青出于蓝
qīng chū yú lán The Student Surpasses the TeacherIndigo is made from the indigo plant, yet it is bluer than the plant itself. Xunzi's image for the student who surpasses the teacher through sustained effort.
Source · 来源 láiyuán
The phrase comes from the opening lines of 劝学 (Quàn xué, "Encouraging Learning"), the first and most famous essay of the Xunzi, the collected writings of the Confucian philosopher Xunzi (313–238 BCE). The original passage reads:
青,取之于蓝,而青于蓝;冰,水为之,而寒于水。
(Qīng, qǔ zhī yú lán, ér qīng yú lán; bīng, shuǐ wéi zhī, ér hán yú shuǐ.)
"Indigo is extracted from the indigo plant, yet it is bluer than the plant. Ice is made from water, yet it is colder than water."
Xunzi uses these images to open his argument that human beings can be transformed by sustained learning and practice. Just as a raw material can be refined into something superior to its source, a person shaped by proper education and ritual practice can surpass those who instructed them. This was a direct answer to the intuition that a student can never fully transcend their teacher or their origins. For Xunzi, who argued that human nature is raw and requires active cultivation rather than merely being unfolded, the image is foundational: what you become is not given in what you are.

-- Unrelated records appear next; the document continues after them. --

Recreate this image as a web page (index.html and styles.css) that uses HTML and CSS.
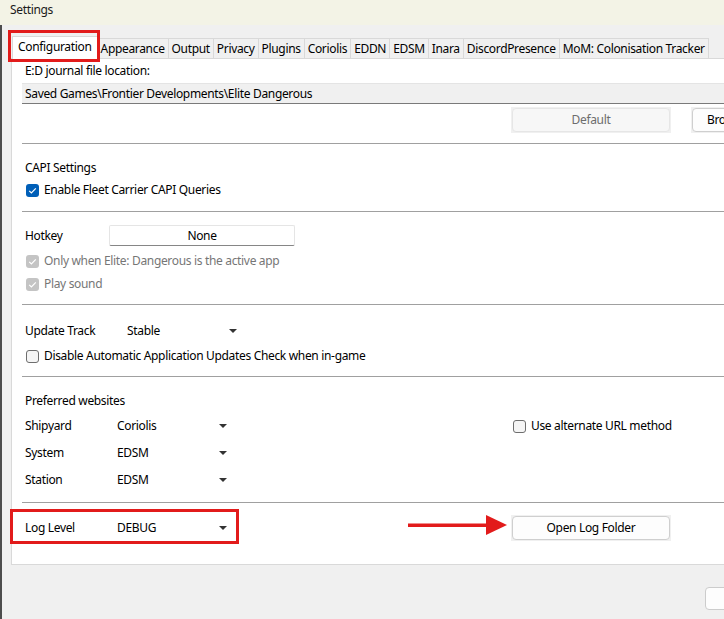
FILE: index.html
```html
<!DOCTYPE html>
<html>
<head>
<meta charset="utf-8">
<title>Settings</title>
<link rel="stylesheet" href="styles.css">
</head>
<body>
<div class="window">
  <div class="titlebar">Settings</div>
  <div class="main">
    <div class="tabs">
      <div class="tab active">Configuration</div>
      <div class="tab">Appearance</div>
      <div class="tab">Output</div>
      <div class="tab">Privacy</div>
      <div class="tab">Plugins</div>
      <div class="tab">Coriolis</div>
      <div class="tab">EDDN</div>
      <div class="tab">EDSM</div>
      <div class="tab">Inara</div>
      <div class="tab">DiscordPresence</div>
      <div class="tab">MoM: Colonisation Tracker</div>
    </div>
    <div class="panel">
      <div class="row journal-label"><span class="text">E:D journal file location:</span></div>
      <div class="pathfield">Saved Games\Frontier Developments\Elite Dangerous</div>
      <div class="row btn-row">
        <div class="lead"></div>
        <div class="bframe"><button class="btn disabled">Default</button></div>
        <div class="bframe browse"><button class="btn">Browse...</button></div>
      </div>
      <div class="sep sep-a"></div>

      <div class="row capi-title"><span class="text">CAPI Settings</span></div>
      <div class="row capi-check">
        <label class="check"><span class="box checked"><svg viewBox="0 0 13 13" width="13" height="13"><path d="M3.2 6.8 L5.4 9 L9.8 4.4" fill="none" stroke="#fff" stroke-width="1.2"/></svg></span>Enable Fleet Carrier CAPI Queries</label>
      </div>
      <div class="sep sep-b"></div>

      <div class="row hotkey-row">
        <span class="lbl lbl-hotkey">Hotkey</span>
        <div class="hotkey-btn">None</div>
      </div>
      <div class="row only-row">
        <label class="check disabled-text"><span class="box dis"><svg viewBox="0 0 13 13" width="13" height="13"><path d="M3.2 6.8 L5.4 9 L9.8 4.4" fill="none" stroke="#fff" stroke-width="1.2"/></svg></span>Only when Elite: Dangerous is the active app</label>
      </div>
      <div class="row play-row">
        <label class="check disabled-text"><span class="box dis"><svg viewBox="0 0 13 13" width="13" height="13"><path d="M3.2 6.8 L5.4 9 L9.8 4.4" fill="none" stroke="#fff" stroke-width="1.2"/></svg></span>Play sound</label>
      </div>
      <div class="sep sep-c"></div>

      <div class="row update-row">
        <span class="lbl lbl-update">Update Track</span>
        <div class="select"><span>Stable</span><span class="caret"></span></div>
      </div>
      <div class="row disable-row">
        <label class="check"><span class="box empty"></span>Disable Automatic Application Updates Check when in-game</label>
      </div>
      <div class="sep sep-d"></div>

      <div class="row web-title"><span class="text">Preferred websites</span></div>
      <div class="row ship-row">
        <div class="lead">
          <span class="lbl">Shipyard</span>
          <div class="select"><span>Coriolis</span><span class="caret"></span></div>
        </div>
        <label class="check alt"><span class="box empty"></span>Use alternate URL method</label>
      </div>
      <div class="row sys-row">
        <span class="lbl">System</span>
        <div class="select"><span>EDSM</span><span class="caret"></span></div>
      </div>
      <div class="row station-row">
        <span class="lbl">Station</span>
        <div class="select"><span>EDSM</span><span class="caret"></span></div>
      </div>
      <div class="sep sep-e"></div>

      <div class="row log-row">
        <div class="lead">
          <span class="lbl">Log Level</span>
          <div class="select"><span>DEBUG</span><span class="caret"></span></div>
        </div>
        <div class="bframe"><button class="btn">Open Log Folder</button></div>
      </div>
    </div>
    <div class="footer"><button class="btn foot-btn">OK</button></div>
  </div>

  <div class="annot box1"></div>
  <div class="annot box2"></div>
  <svg class="annot-arrow" width="100" height="22" viewBox="0 0 100 22">
    <rect x="0" y="9.5" width="80" height="3.5" fill="#e21b1b"/>
    <polygon points="78,1 99,11 78,21" fill="#e21b1b"/>
  </svg>
</div>
</body>
</html>
```

FILE: styles.css
```css
* { box-sizing: border-box; }

html, body {
  margin: 0;
  padding: 0;
}

body {
  width: 724px;
  height: 619px;
  overflow: hidden;
  background: #f0f0f0;
  font-family: "Noto Sans", "DejaVu Sans", sans-serif;
  font-size: 12px;
  letter-spacing: -0.33px;
  color: #000;
}

.window {
  position: relative;
  width: 724px;
  height: 619px;
  overflow: hidden;
}

.titlebar {
  height: 25px;
  background: #f3f3e6;
  padding-left: 10px;
  line-height: 20px;
  color: #1a1a1a;
}

.main {
  border-left: 2px solid #4d4d4d;
  padding: 11px 0 0 9px;
  height: 594px;
}

/* tabs */
.tabs {
  display: flex;
  align-items: flex-end;
  height: 22px;
  padding-left: 1px;
  position: relative;
  z-index: 1;
  white-space: nowrap;
}

.tab {
  height: 20px;
  padding: 0 3px;
  border: 1px solid #d9d9d9;
  border-bottom: none;
  margin-left: -1px;
  line-height: 19px;
  background: #f0f0f0;
  flex: none;
}

.tab:first-child { margin-left: 0; }

.tab.active {
  height: 23px;
  margin-bottom: -1px;
  padding: 0 5px;
  line-height: 20px;
  background: #fff;
  border-color: #d9d9d9;
  position: relative;
  z-index: 2;
}

/* panel */
.panel {
  width: 800px;
  background: #fff;
  border: 1px solid #d9d9d9;
  padding: 0 0 23px 10px;
  display: flex;
  flex-direction: column;
}

.row {
  display: flex;
  align-items: center;
  height: 16px;
  line-height: 16px;
  white-space: nowrap;
}

.text { padding-left: 3px; }

.journal-label { margin-top: 3px; height: 17px; line-height: 17px; }

.pathfield {
  margin-top: 4px;
  height: 21px;
  background: #f0f0f0;
  border-top: 1px solid #e4e4e4;
  border-bottom: 1px solid #7a7a7a;
  padding-left: 3px;
  line-height: 19px;
  white-space: nowrap;
}

.btn-row { margin-top: 3px; height: 26px; }

.lead {
  width: 489px;
  display: flex;
  align-items: center;
  flex: none;
}

.bframe {
  width: 160px;
  height: 26px;
  padding: 1px;
  background: #f0f0f0;
  flex: none;
}

.bframe.browse { margin-left: 20px; width: 80px; }

.btn {
  width: 100%;
  height: 100%;
  margin: 0;
  border: 1px solid #cfcfcf;
  border-radius: 4px;
  background: #fdfdfd;
  font-family: inherit;
  font-size: 12px;
  letter-spacing: -0.33px;
  color: #000;
  padding: 0;
  line-height: 20px;
}

.btn.disabled {
  background: #f7f7f7;
  border-color: #e6e6e6;
  color: #6d6d6d;
}

.sep {
  height: 1px;
  background: #a0a0a0;
  flex: none;
}

.sep-a { margin-top: 10px; }
.capi-title { margin-top: 16px; }
.capi-check { margin-top: 6px; }
.sep-b { margin-top: 13px; }
.hotkey-row { margin-top: 13px; height: 21px; }
.only-row { margin-top: 7px; }
.play-row { margin-top: 7px; }
.sep-c { margin-top: 12px; }
.update-row { margin-top: 18px; }
.disable-row { margin-top: 9px; }
.sep-d { margin-top: 12px; }
.web-title { margin-top: 16px; }
.ship-row { margin-top: 9px; }
.sys-row { margin-top: 11px; }
.station-row { margin-top: 11px; }
.sep-e { margin-top: 14px; }
.log-row { margin-top: 12px; height: 26px; }

/* labels & inputs */
.lbl {
  width: 95px;
  padding-left: 3px;
  flex: none;
}

.lbl-hotkey { width: 87px; }
.lbl-update { width: 105px; }

.hotkey-btn {
  width: 186px;
  height: 21px;
  background: #fff;
  border: 1px solid #e5e5e5;
  border-bottom-color: #868686;
  border-radius: 2px;
  text-align: center;
  line-height: 19px;
}

.select {
  width: 110px;
  display: flex;
  align-items: center;
  justify-content: space-between;
  flex: none;
}

.caret {
  width: 0;
  height: 0;
  border-left: 4px solid transparent;
  border-right: 4px solid transparent;
  border-top: 4px solid #333;
}

.check {
  display: flex;
  align-items: center;
  padding-left: 4px;
}

.check.alt { padding-left: 2px; }

.box {
  width: 13px;
  height: 13px;
  border-radius: 3px;
  margin-right: 5px;
  flex: none;
  display: block;
}

.box svg { display: block; }

.box.checked { background: #005fb8; }
.box.dis { background: #c4c4c4; }
.box.empty {
  border: 1px solid #6e6e6e;
  background: #f5f5f5;
}

.disabled-text { color: #767676; }

/* footer */
.footer {
  display: flex;
  justify-content: flex-end;
  margin-top: 22px;
}

.foot-btn {
  width: 72px;
  height: 23px;
  margin-right: -53px;
  border-color: #cccccc;
}

/* annotations (overlays) */
.annot {
  position: absolute;
  border: 3px solid #e21b1b;
  pointer-events: none;
}

.box1 { left: 8px; top: 30px; width: 92px; height: 32px; z-index: 5; }
.box2 { left: 10px; top: 509px; width: 229px; height: 35px; }

.annot-arrow {
  position: absolute;
  left: 408px;
  top: 514px;
}
```
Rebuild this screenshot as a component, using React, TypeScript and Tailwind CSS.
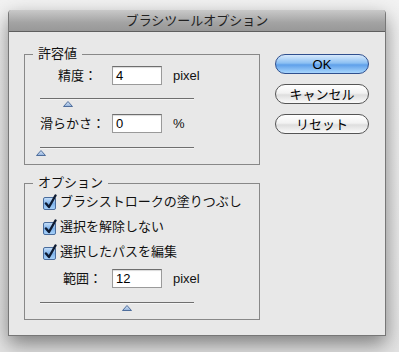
import React from 'react'

const font = "font-['Liberation_Sans','Noto_Sans_CJK_JP',sans-serif]"

function Thumb({ left }: { left: number }) {
  return (
    <svg
      className="absolute top-[2px]"
      style={{ left: left - 5 }}
      width="10"
      height="6"
      viewBox="0 0 10 6"
    >
      <defs>
        <linearGradient id="thumbFill" x1="0" y1="0" x2="0" y2="1">
          <stop offset="0" stopColor="#dce8f7" />
          <stop offset="1" stopColor="#8fb0dc" />
        </linearGradient>
      </defs>
      <polygon points="0.5,5.5 5,0.5 9.5,5.5" fill="url(#thumbFill)" stroke="#4f6e9c" strokeWidth="1" />
    </svg>
  )
}

function Slider({ pos, className = '' }: { pos: number; className?: string }) {
  return (
    <div className={`relative h-[9px] w-[154px] border-t border-[#6f6f6f] ${className}`}>
      <div className="h-px w-full bg-[#f4f4f4]" />
      <Thumb left={pos} />
    </div>
  )
}

function NumField({ value }: { value: string }) {
  return (
    <div className="flex h-[19px] w-[50px] items-center border border-[#9a9a9a] border-t-[#6e6e6e] bg-white pl-[3px] text-[13px] leading-none text-black shadow-[inset_0_1px_1px_rgba(0,0,0,0.15)]">
      {value}
    </div>
  )
}

function FieldRow({ label, indent, value, unit }: { label: string; indent: number; value: string; unit: string }) {
  return (
    <div className="flex h-[19px] items-center">
      <span className="w-[72px] whitespace-nowrap text-[13px] leading-none" style={{ paddingLeft: indent }}>
        {label}
      </span>
      <NumField value={value} />
      <span className="ml-[11px] text-[13px] leading-none">{unit}</span>
    </div>
  )
}

function Check({ label }: { label: string }) {
  return (
    <div className="flex h-[25px] items-center">
      <svg width="16" height="16" viewBox="0 0 16 16" className="ml-[2px] mr-[2px]">
        <defs>
          <linearGradient id="chkFill" x1="0" y1="0" x2="0" y2="1">
            <stop offset="0" stopColor="#c9e1fa" />
            <stop offset="0.5" stopColor="#7fb2ea" />
            <stop offset="1" stopColor="#a9d3fb" />
          </linearGradient>
        </defs>
        <rect x="1.5" y="3.5" width="12" height="12" rx="1.5" fill="url(#chkFill)" stroke="#4a6c9c" />
        <path d="M4 9.5 L7 13 L13.5 1.5" fill="none" stroke="#0d1b33" strokeWidth="2.4" strokeLinecap="round" strokeLinejoin="round" />
      </svg>
      <span className="text-[13px] leading-none">{label}</span>
    </div>
  )
}

function Button({ label, primary }: { label: string; primary?: boolean }) {
  return (
    <button
      type="button"
      className={`flex h-[20px] w-[94px] items-center justify-center rounded-full border text-[13px] leading-none text-black ${
        primary
          ? 'border-[#2f4f8e] bg-[linear-gradient(#d7e9fc,#8cc0f3_45%,#5fa0ea_55%,#a8d6fd)]'
          : 'border-[#555] bg-[linear-gradient(#ffffff,#f2f2f2_45%,#dedede_55%,#fafafa)]'
      }`}
    >
      {label}
    </button>
  )
}

export default function App() {
  return (
    <div className={`h-[352px] w-[399px] bg-[linear-gradient(#f2f2f2,#e4e4e4)] pl-[8px] pt-[10px] ${font} text-[#111]`}>
      <div className="flex h-[326px] w-[378px] flex-col overflow-hidden rounded-t-[4px] border-x border-b border-[#777] bg-[#e8e8e8] shadow-[0_8px_20px_rgba(0,0,0,0.45)]">
        {/* Title bar */}
        <div className="flex h-[22px] shrink-0 items-center justify-center border-b border-[#5f5f5f] bg-[linear-gradient(#c9c9c9,#a3a3a3_60%,#989898)] text-[13px] text-[#222]">
          ブラシツールオプション
        </div>

        <div className="flex pl-[15px] pt-[14px]">
          {/* Left column */}
          <div className="flex w-[236px] flex-col gap-[10px]">
            <fieldset className="h-[119px] border border-[#888] pl-[15px]">
              <legend className="ml-[-7px] h-[16px] px-[5px] text-[13px] leading-[16px]">許容値</legend>
              <div className="mt-[4px]">
                <FieldRow label="精度：" indent={18} value="4" unit="pixel" />
              </div>
              <Slider pos={28} className="mt-[13px]" />
              <div className="mt-[7px]">
                <FieldRow label="滑らかさ：" indent={0} value="0" unit="%" />
              </div>
              <Slider pos={1} className="mt-[14px]" />
            </fieldset>

            <fieldset className="h-[145px] border border-[#888] pl-[15px]">
              <legend className="ml-[-7px] h-[16px] px-[5px] text-[13px] leading-[16px]">オプション</legend>
              <div className="mt-[-2px]">
                <Check label="ブラシストロークの塗りつぶし" />
                <Check label="選択を解除しない" />
                <Check label="選択したパスを編集" />
              </div>
              <div className="mt-[5px]">
                <FieldRow label="範囲：" indent={23} value="12" unit="pixel" />
              </div>
              <Slider pos={87} className="mt-[14px]" />
            </fieldset>
          </div>

          {/* Buttons */}
          <div className="ml-[15px] flex flex-col gap-[10px] pt-[8px]">
            <Button label="OK" primary />
            <Button label="キャンセル" />
            <Button label="リセット" />
          </div>
        </div>
      </div>
    </div>
  )
}
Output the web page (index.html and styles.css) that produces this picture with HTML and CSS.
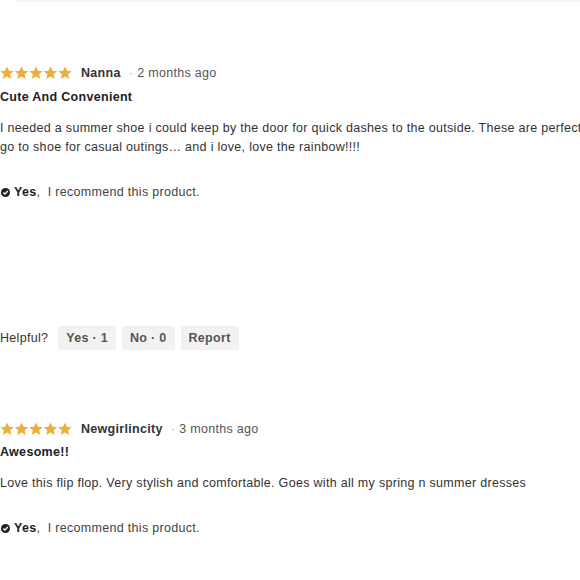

The full essay is paired naturally with 学 · to learn, the character at the center of Confucian self-cultivation, and with 老 · old age, whose entry treats the teacher-student transmission that gives knowledge its continuity across generations. For the philosophical context of Xunzi's argument about human nature, see 荀子 · Xunzi.
Meaning · 含义 hányì
The full form of the chengyu is 青出于蓝而胜于蓝 (qīng chū yú lán ér shèng yú lán): "indigo comes from the indigo plant and yet surpasses the indigo plant." The four-character compression 青出于蓝 carries the complete thought in conversation; the longer form is preferred in writing when precision matters.
The phrase is used to praise a student, apprentice, or successor who has exceeded their teacher or predecessor. It carries no condescension toward the teacher — the image of the indigo plant is not one of failure but of productive source. The teacher made the transformation possible. The phrase acknowledges that the relationship produced something beyond itself.
There is a companion phrase, 后来居上 (hòulái jū shàng, "the latecomer rises to the top"), that covers similar ground but without the teacher-student frame. 青出于蓝 is specific to learning and transmission; 后来居上 can apply to any competition where a newcomer surpasses an established figure.
Usage · 用法 yòngfǎ
The most common use. Said by a teacher about their student, or by observers of someone who has clearly exceeded the person who trained them. The tone is warm and slightly proud, not surprised. It assumes the surpassing was expected as the proper outcome of serious learning.
Used when a younger generation of professionals, artists, or scholars outperforms the generation that trained them. In this context it can be said by the older generation about the younger with genuine admiration, or by the younger generation about their own cohort, though the latter can read as immodest.
他的学生已经青出于蓝了,比他当年写得还好。(Tā de xuésheng yǐjīng qīng chū yú lán le, bǐ tā dāngnián xiě de hái hǎo.) — His student has already surpassed the teacher — writes even better than he did in his day.
Character Analysis · 字解 zìjiě
Blue-green; the color between blue and green that Chinese tradition does not divide. Also: indigo, the dye. In classical usage, 青 covers the spectrum of living, growing colors — the blue of the sky, the green of spring growth, the dark indigo of a dyed robe. The ambiguity between blue and green is built into the character and is not a linguistic limitation but a different carving of color space.
To come out, emerge, go beyond. The character shows a plant growing up from soil. In this phrase, 出 carries both the literal sense (extracted from) and the figurative sense (going beyond the source). The movement is from inside to outside, from contained to expressed.
From, in, at, than. A classical preposition with several functions. Here it appears twice in the full phrase: 取之于蓝 (extracted from the indigo plant) and 青于蓝 (bluer than the indigo plant). The same character marks source and comparison simultaneously — a compression that works in classical Chinese but requires different English words to translate the two instances.
The indigo plant (Indigofera tinctoria); also the color blue derived from it. The plant produces a green pigment in its leaves that becomes blue-indigo through oxidation during the dyeing process. Xunzi's image is precise: the transformation from plant to dye is real and chemical, not metaphorical. The resulting indigo is measurably, visibly bluer than the source leaf.